As used herein, an element or step recited in the singular and proceeded with the word “a” or “an” should be understood as not excluding plural elements or steps unless such exclusion is explicitly recited. Furthermore, references to “one embodiment” of the disclosure or an “exemplary” or “example” embodiment are not intended to be interpreted as excluding the existence of additional embodiments that also incorporate the recited features. Likewise, limitations associated with “one embodiment” or “an embodiment” should not be interpreted as limiting to all embodiments unless explicitly recited.

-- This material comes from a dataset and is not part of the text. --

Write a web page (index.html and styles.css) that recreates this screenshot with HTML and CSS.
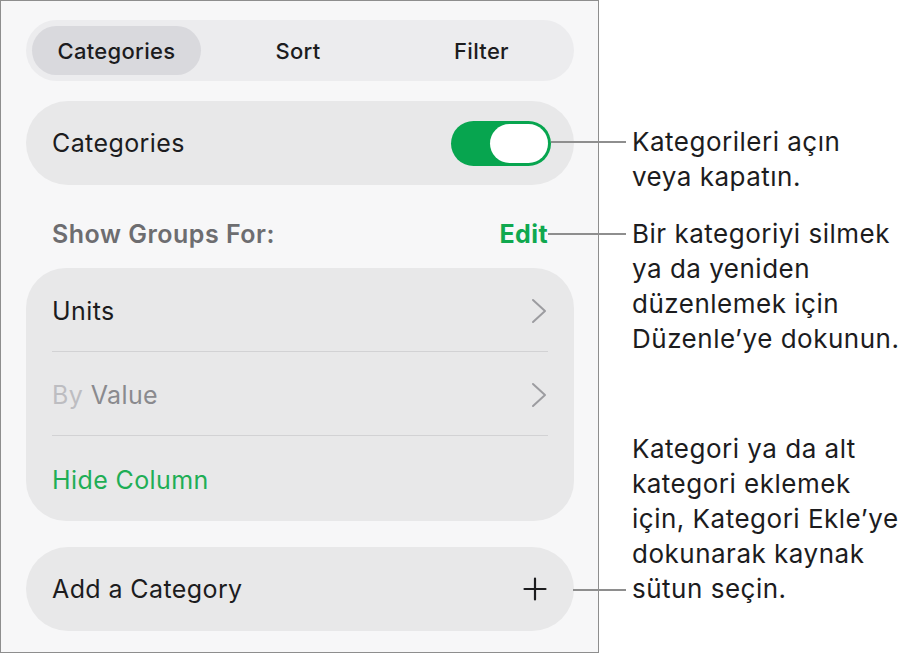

Disjunctive language such as the phrase “at least one of X, Y, or Z,” unless specifically stated otherwise, is generally intended, within the context presented, to disclose that an item, term, etc. may be either X, Y, or Z, or any combination thereof (e.g., X, Y, and/or Z). Likewise, conjunctive language such as the phrase “at least one of X, Y, and Z,” unless specifically stated otherwise, is generally intended, within the context presented, to disclose at least one of X, at least one of Y, and at least one of Z.

The disclosed systems and methods are not limited to the specific embodiments described herein. Rather, components of the systems or steps of the methods may be utilized independently and separately from other described components or steps.